Je ne désespère pas. Le mouvement de l’opinion en Europe revient à nous et l’Allemagne même est loin d’être aussi prononcée pour les annexions que le ferait croire le langage des journaux et les brutalités du parti militaire. Bref, il y a, je le crois, une action diplomatique possible. L’homme qui nous dirige ici est parfaitement capable de la conduire. S’il va un résultat à atteindre, il l’atteindra. Quant à l’avenir… l’avenir… il dépendra de nous-mêmes et de nous seuls. Mais, chère mère, chasse pour tes enfans tout souci de ton cœur. Si des épreuves viennent, nous nous serrerons les uns près des autres. Tu sais comment j’ai vécu et travaillé. Je ne tiens à aucun avantage extérieur. S’il fallait prendre une carrière plus lucrative, je le ferais sans la moindre difficulté. Dieu merci ! Je crois que ma plume pourrait me faire vivre, et du moment que j’aurais quelques heures chaque jour pour lire et faire mes chers romans, je considérerais ma vie comme bien réglée.

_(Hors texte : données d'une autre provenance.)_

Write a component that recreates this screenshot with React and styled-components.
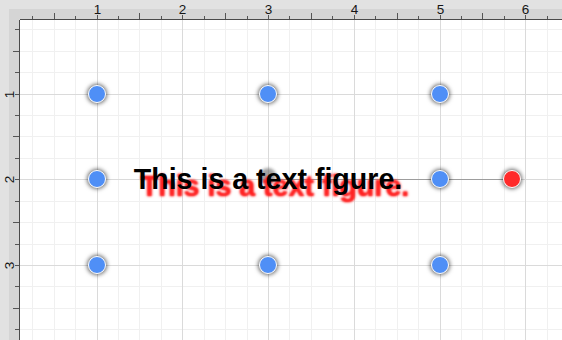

Pas de nouvelles sur la Loire ; nos armées se replient, je crois, et elles font bien. On dit qu’en cas de départ nous irions a Aurillac. Mais s’il y a armistice, tout changera.

M. Thiers est aujourd’hui à Versailles.


Tours, 7 novembre.

A sa mère.

J’ai attendu jusqu’aujourd’hui pour vous écrire. Je voulais vous envoyer des nouvelles. Je ne puis, hélas ! vous en envoyer que de très tristes. On assure que l’armistice est rejeté. En voyant la négociation se prolonger, j’avais espéré qu’elle aboutirait. Il fallait pour cela que l’Allemagne laissât voter l’Alsace et la Lorraine et de plus qu’on réglât la très difficile question du ravitaillement de Paris. C’est sur ce dernier point, dit-on, que les Prussiens auraient élevé des prétentions inacceptables.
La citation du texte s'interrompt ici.